Nursing Professor Enhances Healing Through Humor

July 29, 2002

by Judy Long

Dr. Merry McBryde-Foster is a nurse with an attitude. The assistant professor at Baylor University's Louise Herrington School of Nursing uses an unorthodox approach to meet some needs of her patients: she is a professional clown, which she sees as an enhancement to medicine.
"Humor affects the body's chemistry," she said. "It aids in healing."
Nursing and clowning are both natural choices for McBryde-Foster. A health career is part of her family heritage--her father was a physician and her mother and grandmother were both nurses. Although fun and happiness have always been a part of her persona, she believes her given name of Merry probably influenced her to find joy in life.

'MERRY' MERRY

"My mother said she named me Merry because I was so happy," she said. "I told her, 'but you named me before you had me around very long.' I grew up being told I was a very happy person. I don't know whether I'm happy because I was told it so much or whether that was a characteristic already there," McBryde-Foster added.
"When I realized humor had applications for health, it was really a plus," she said.
McBryde-Foster first considered professional clown college the day she graduated from her doctoral program in nursing at Texas Woman's University. She had earned a reputation for loving school, so after graduation a colleague asked her, "What school are you going to go to next?"
Without hesitation, McBryde-Foster answered, "clown college," perhaps because she passed a professional clown school on her daily drive to work.
To her surprise, the colleague shot back, "All right, a class starts next month." A month later, she began learning the tricks of the clowning profession.

HEALING EMOTIONS

McBryde-Foster said medical science knows that emotions are an important part of the whole person, and positive feelings, such as joy and laughter, help the body to heal.
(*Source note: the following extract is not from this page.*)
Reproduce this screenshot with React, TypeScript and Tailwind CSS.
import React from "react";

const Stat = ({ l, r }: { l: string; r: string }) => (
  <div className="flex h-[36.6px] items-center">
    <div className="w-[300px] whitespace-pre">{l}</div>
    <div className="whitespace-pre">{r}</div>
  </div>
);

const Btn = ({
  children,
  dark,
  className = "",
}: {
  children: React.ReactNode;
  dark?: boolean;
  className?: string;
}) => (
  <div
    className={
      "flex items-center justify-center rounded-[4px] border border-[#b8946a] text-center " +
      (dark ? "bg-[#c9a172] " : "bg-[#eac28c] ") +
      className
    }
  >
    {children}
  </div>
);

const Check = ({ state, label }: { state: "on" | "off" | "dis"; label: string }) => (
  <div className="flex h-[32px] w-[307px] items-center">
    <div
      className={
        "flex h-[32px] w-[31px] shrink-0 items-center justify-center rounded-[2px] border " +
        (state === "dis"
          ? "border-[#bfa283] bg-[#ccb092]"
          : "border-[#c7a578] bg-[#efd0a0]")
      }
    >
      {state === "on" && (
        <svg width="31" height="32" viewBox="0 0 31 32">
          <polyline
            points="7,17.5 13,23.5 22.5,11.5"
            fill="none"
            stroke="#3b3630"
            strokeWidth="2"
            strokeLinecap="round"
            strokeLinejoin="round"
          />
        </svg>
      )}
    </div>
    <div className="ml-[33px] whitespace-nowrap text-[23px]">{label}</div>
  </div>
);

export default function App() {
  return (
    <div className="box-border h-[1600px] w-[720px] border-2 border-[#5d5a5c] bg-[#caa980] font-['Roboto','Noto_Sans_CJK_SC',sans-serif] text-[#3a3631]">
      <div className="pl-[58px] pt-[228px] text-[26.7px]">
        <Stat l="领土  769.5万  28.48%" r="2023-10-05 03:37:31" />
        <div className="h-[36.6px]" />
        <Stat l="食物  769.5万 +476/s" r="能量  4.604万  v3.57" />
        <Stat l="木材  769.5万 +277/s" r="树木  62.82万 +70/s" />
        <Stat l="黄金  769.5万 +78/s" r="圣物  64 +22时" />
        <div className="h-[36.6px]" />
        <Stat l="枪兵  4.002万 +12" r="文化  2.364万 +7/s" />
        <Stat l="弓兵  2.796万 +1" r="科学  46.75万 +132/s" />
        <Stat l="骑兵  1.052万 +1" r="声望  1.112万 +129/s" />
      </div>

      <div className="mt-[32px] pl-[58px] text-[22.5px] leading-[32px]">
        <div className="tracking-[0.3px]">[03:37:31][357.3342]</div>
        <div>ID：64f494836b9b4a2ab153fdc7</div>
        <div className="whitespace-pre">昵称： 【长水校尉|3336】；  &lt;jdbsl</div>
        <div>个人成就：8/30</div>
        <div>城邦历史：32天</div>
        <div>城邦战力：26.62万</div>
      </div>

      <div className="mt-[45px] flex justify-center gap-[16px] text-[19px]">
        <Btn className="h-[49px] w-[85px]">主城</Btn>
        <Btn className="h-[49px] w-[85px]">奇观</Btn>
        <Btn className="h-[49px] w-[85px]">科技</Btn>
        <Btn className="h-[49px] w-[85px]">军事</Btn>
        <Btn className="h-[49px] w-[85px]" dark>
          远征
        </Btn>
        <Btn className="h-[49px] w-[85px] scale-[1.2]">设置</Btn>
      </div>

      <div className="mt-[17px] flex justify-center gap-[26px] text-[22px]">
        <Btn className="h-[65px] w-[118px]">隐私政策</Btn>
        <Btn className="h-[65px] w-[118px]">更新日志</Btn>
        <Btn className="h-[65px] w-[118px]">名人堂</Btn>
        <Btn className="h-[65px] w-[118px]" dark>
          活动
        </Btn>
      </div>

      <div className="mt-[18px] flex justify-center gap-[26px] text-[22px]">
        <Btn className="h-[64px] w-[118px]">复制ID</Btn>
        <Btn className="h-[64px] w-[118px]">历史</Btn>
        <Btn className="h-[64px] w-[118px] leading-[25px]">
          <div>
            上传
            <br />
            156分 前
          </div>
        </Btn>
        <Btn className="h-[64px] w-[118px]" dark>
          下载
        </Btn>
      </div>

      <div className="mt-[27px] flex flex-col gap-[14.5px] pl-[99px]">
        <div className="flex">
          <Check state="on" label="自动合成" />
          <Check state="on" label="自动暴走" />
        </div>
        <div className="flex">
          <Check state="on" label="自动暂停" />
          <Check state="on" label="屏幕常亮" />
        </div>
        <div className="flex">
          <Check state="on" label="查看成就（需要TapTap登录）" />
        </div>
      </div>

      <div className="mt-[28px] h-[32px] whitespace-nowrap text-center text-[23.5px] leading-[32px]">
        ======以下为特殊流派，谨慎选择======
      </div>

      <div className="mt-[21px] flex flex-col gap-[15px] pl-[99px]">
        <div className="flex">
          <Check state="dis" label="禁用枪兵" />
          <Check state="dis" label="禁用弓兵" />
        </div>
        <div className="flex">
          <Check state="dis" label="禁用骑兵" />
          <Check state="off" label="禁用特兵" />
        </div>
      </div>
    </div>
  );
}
This understanding fits with her personal philosophy that physical and mental well-being are closely entwined.
"Most physical diseases have such a mental aspect, that when you change your frame of mind, you're doing some self-healing."
On the other hand, McBryde-Foster said many mental illnesses, such as schizophrenia, are related to chemicals in the brain. "And depression can't necessarily be cured my making yourself happy," she added.
Humor is a topic on McBryde-Foster's research agenda. "Last fall, I took a hard look at the research and critiques of the research out there and the findings are not well-documented. They have been able to document some of the physical changes in the body when someone laughs, though," she said.
McBryde-Foster said circulation increases and blood pressure rises slightly, which provides has some advantages to your body.
"What's better is that when you laugh, you hold your breath and increase the pressure in your lungs, so it pushes the blood out into the body. We can actually measure these things. There is an indication that an increase in the function of your immune system also occurs, but more research is needed here."
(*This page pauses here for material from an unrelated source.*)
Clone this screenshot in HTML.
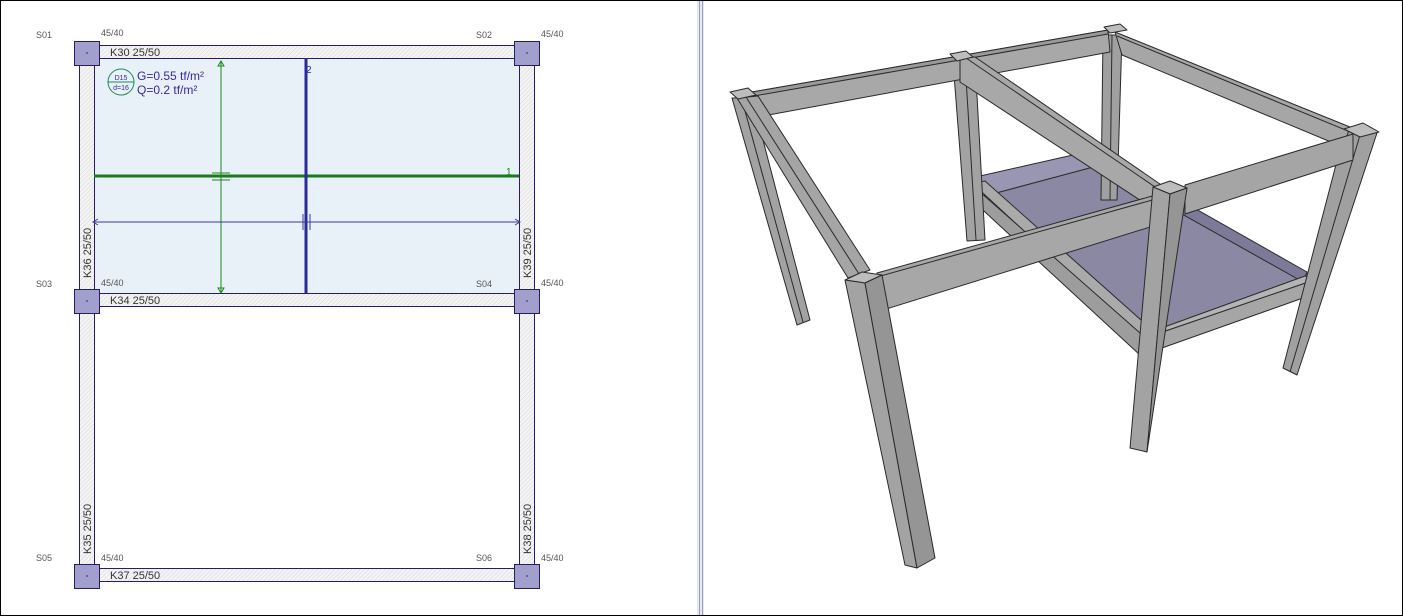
<!DOCTYPE html>
<html><head><meta charset="utf-8"><style>
html,body{margin:0;padding:0;background:#fff}
body{width:1403px;height:616px;overflow:hidden;position:relative;font-family:"Liberation Sans",sans-serif}
svg{position:absolute;left:0;top:0}
</style></head><body>
<svg width="1403" height="616" viewBox="0 0 1403 616" xmlns="http://www.w3.org/2000/svg">
<defs>
<pattern id="h" width="3" height="3" patternUnits="userSpaceOnUse" patternTransform="rotate(45)">
<rect width="3" height="3" fill="#f4f4f4"/><line x1="0" y1="0" x2="0" y2="3" stroke="#d6d6d6" stroke-width="1"/></pattern>
</defs>
<rect x="0.5" y="0.5" width="1402" height="615" fill="#fff" stroke="#000"/>
<rect x="697" y="1" width="7" height="614" fill="#e4e8f2"/>
<line x1="699.5" y1="1" x2="699.5" y2="615" stroke="#9aa0b0"/>
<line x1="702.5" y1="1" x2="702.5" y2="615" stroke="#9aa0b0"/>

<rect x="94" y="58" width="425" height="235" fill="#e8f0f8"/>
<g fill="url(#h)" stroke="#2a1a6a" stroke-width="1">
<rect x="99.5" y="45.5" width="415" height="13"/>
<rect x="99.5" y="293.5" width="415" height="13"/>
<rect x="99.5" y="568.5" width="415" height="13"/>
<rect x="79.5" y="65.5" width="15" height="224"/>
<rect x="79.5" y="313.5" width="15" height="251"/>
<rect x="519.5" y="65.5" width="15" height="224"/>
<rect x="519.5" y="313.5" width="15" height="251"/>
</g>
<g fill="#a19fcc" stroke="#2a1a6a" stroke-width="1">
<rect x="74.5" y="41.5" width="25" height="24"/>
<rect x="514.5" y="41.5" width="25" height="24"/>
<rect x="74.5" y="289.5" width="25" height="24"/>
<rect x="514.5" y="289.5" width="25" height="24"/>
<rect x="74.5" y="564.5" width="25" height="24"/>
<rect x="514.5" y="564.5" width="25" height="24"/>
</g>
<g fill="#7a5ab0"><rect x="86" y="52" width="2" height="2"/><rect x="526" y="52" width="2" height="2"/><rect x="86" y="300" width="2" height="2"/><rect x="526" y="300" width="2" height="2"/><rect x="86" y="575" width="2" height="2"/><rect x="526" y="575" width="2" height="2"/></g>

<line x1="94" y1="176" x2="519" y2="176" stroke="#1a7a1a" stroke-width="3"/>
<line x1="306" y1="58" x2="306" y2="293" stroke="#2a2a9a" stroke-width="3"/>
<line x1="221" y1="62" x2="221" y2="292" stroke="#1a8a1a" stroke-width="1"/>
<path d="M218 66 L221 61 L224 66 Z M218 288 L221 293 L224 288 Z" fill="none" stroke="#1a8a1a"/>
<line x1="212" y1="173" x2="230" y2="173" stroke="#1a8a1a"/><line x1="212" y1="180" x2="230" y2="180" stroke="#1a8a1a"/>
<line x1="94" y1="222" x2="519" y2="222" stroke="#3a3a9a" stroke-width="1"/>
<path d="M98 219 L93 222 L98 225 M515 219 L520 222 L515 225" fill="none" stroke="#3a3a9a"/>
<line x1="303" y1="214" x2="303" y2="230" stroke="#3a3a9a"/><line x1="310" y1="214" x2="310" y2="230" stroke="#3a3a9a"/>
<text x="506" y="175" font-size="10" fill="#1a8a1a">1</text>
<text x="306" y="73" font-size="10" fill="#2a2a9a">2</text>

<circle cx="121" cy="82" r="13" fill="none" stroke="#1a8a5a"/>
<line x1="108" y1="82" x2="134" y2="82" stroke="#1a8a5a"/>
<text x="121" y="80" font-size="7" fill="#3a2a9a" text-anchor="middle">D15</text>
<text x="121" y="90" font-size="7" fill="#3a2a9a" text-anchor="middle">d=16</text>
<text x="137" y="80" font-size="12" fill="#3a2a9a">G=0.55 tf/m²</text>
<text x="137" y="94" font-size="12" fill="#3a2a9a">Q=0.2 tf/m²</text>

<g font-size="9" fill="#555">
<text x="36" y="38">S01</text><text x="101" y="36">45/40</text><text x="476" y="38">S02</text><text x="541" y="37">45/40</text>
<text x="36" y="287">S03</text><text x="101" y="286">45/40</text><text x="476" y="287">S04</text><text x="541" y="286">45/40</text>
<text x="36" y="561">S05</text><text x="101" y="561">45/40</text><text x="476" y="561">S06</text><text x="541" y="561">45/40</text>
</g>
<g font-size="11" fill="#333">
<text x="110" y="56">K30 25/50</text>
<text x="110" y="304">K34 25/50</text>
<text x="110" y="579">K37 25/50</text>
<text transform="translate(91,278) rotate(-90)">K36 25/50</text>
<text transform="translate(531,278) rotate(-90)">K39 25/50</text>
<text transform="translate(91,554) rotate(-90)">K35 25/50</text>
<text transform="translate(531,554) rotate(-90)">K38 25/50</text>
</g>

<g stroke="#2a2a2a" stroke-width="1" stroke-linejoin="round">
<polygon points="978,178 1095,152 1310,276 1150,345" fill="#8a88a2"/>
<polygon points="980,176 1095,150 1097,166 985,196" fill="#9896b2"/>
<polygon points="1097,153 1307,272 1303,282 1100,168" fill="#7c7a98"/>
<polygon points="1103,35 1122,35 1117,200 1101,200" fill="#a0a0a0"/>
<line x1="1112" y1="35" x2="1110" y2="200"/>
<polygon points="972,183 985,181 1150,328 1140,338" fill="#aaaaaa"/>
<polygon points="972,185 1140,333 1140,355 972,200" fill="#9d9d9d"/>
<polygon points="1145,338 1317,279 1317,293 1145,354" fill="#a6a6a6"/>
<polygon points="1145,334 1305,276 1317,279 1145,338" fill="#b4b4b4"/>
<polygon points="732,98 752,98 810,320 797,325" fill="#a2a2a2"/>
<line x1="742" y1="100" x2="803" y2="322"/>
<polygon points="953,62 975,60 985,240 967,241" fill="#a2a2a2"/>
<line x1="965" y1="62" x2="976" y2="240"/>
<polygon points="1345,130 1377,133 1297,375 1283,368" fill="#a0a0a0"/>
<line x1="1360" y1="135" x2="1290" y2="372"/>
<polygon points="752,92 1108,30 1110,52 763,116" fill="#a8a8a8"/>
<polygon points="752,92 1108,30 1108,34 754,96" fill="#999"/>
<polygon points="1115,32 1350,127 1343,147 1122,55" fill="#a6a6a6"/>
<line x1="1117" y1="36" x2="1348" y2="131"/>
<polygon points="737,98 758,96 870,270 848,278" fill="#a5a5a5"/>
<line x1="746" y1="97" x2="859" y2="274"/>
<polygon points="960,58 975,57 1160,184 1152,208 960,82" fill="#a8a8a8"/>
<line x1="966" y1="58" x2="1158" y2="189"/>
<polygon points="1185,185 1353,134 1353,160 1185,214" fill="#a5a5a5"/>
<polygon points="877,273 1163,193 1163,223 883,310" fill="#a7a7a7"/>
<line x1="877" y1="277" x2="1163" y2="197"/>
<polygon points="730,92 748,88 756,95 738,99" fill="#bdbdbd"/>
<polygon points="950,54 966,51 973,57 957,61" fill="#bdbdbd"/>
<polygon points="1104,27 1120,24 1127,30 1110,33" fill="#bdbdbd"/>
<polygon points="1344,129 1363,123 1379,132 1360,137" fill="#bdbdbd"/>
<polygon points="1153,187 1170,181 1187,188 1170,194" fill="#bdbdbd"/>
<polygon points="1153,187 1170,194 1147,452 1130,448" fill="#a3a3a3"/>
<polygon points="1170,194 1187,188 1147,452" fill="#959595"/>
<polygon points="845,280 862,272 882,275 865,283" fill="#bdbdbd"/>
<polygon points="845,280 865,283 917,568 905,565" fill="#a3a3a3"/>
<polygon points="865,283 882,275 935,558 917,568" fill="#959595"/>
</g>
</svg>
</body></html>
CLOWNING AS A TEACHING TOOL

Clowning has been a useful tool for McBryde-Foster both as a nurse and as a teacher of nurses. She has volunteered many clowning hours at nursing homes and children's hospitals, but she also "clowns up" for new student orientation each year at the School of Nursing to give the students a humorous glimpse of what they'll be learning over the coming semesters, and she performs shows for an annual workshop that the Children's Medical Center of Dallas gives for graduates of the six nursing schools in the region.
McBryde-Foster has five different clown personalities and corresponding costumes -- Patty Ann, a five-year-old girl who relates to children; Merry, a juggler clown; Sunbow, a nurse who wears scrubs and a rainbow wig and takes blood pressure with a bicycle pump; Shroum, a jester and mime who "wuggles" (juggles and walks at the same time); and Tommy Funflower, a character Merry created with a breast cancer patient named Tommy, who also helped design and make the clown's costume. Tommy Funflower performed only once -- at the 1995 Tyler Rose Bowl Parade, but McBryde-Foster said the clown's participation was an enormous accomplishment for the woman, who died only a few days after the parade.
"Sometimes emotional growth and healing take place when physical healing does not," McBryde-Foster said."

VALUE OF HUMOR

Her work with terminally ill patients like Tommy has given her unique insights about the value of humor for the terminally ill. She believes most terminally ill people actually improve their quality of life.
"They set priorities appropriately, they think about what they need to say to people in their lives and whether they need to forgive."
When patients lose a function, they look for ways to improve their lives in areas they do have, which McBryde-Foster likens to taking an "inventory of your gifts."
"They may have to let go of some physical abilities, but they compensate and let the people around them know it's okay, and they get down to the real business of living. It's when patients get to that stage, they appreciate humor," she said. "They laugh at things that may seem moribund to somebody else who doesn't understand. They seem to think, 'Hey, I only get to do this once, so I'm going to do it right and not waste my time crying.' Then it's appropriate to use humor."
McBryde-Foster believes healing is more than physiological change. Humor, she said, helps bring about the emotional part of healing.
"When you are sick, you can see better what is really important. How important is the perfect home and a nice car? The little things make life special. Having a cup of coffee in the morning -- that's special. And being able to laugh -- that's a good quality of life."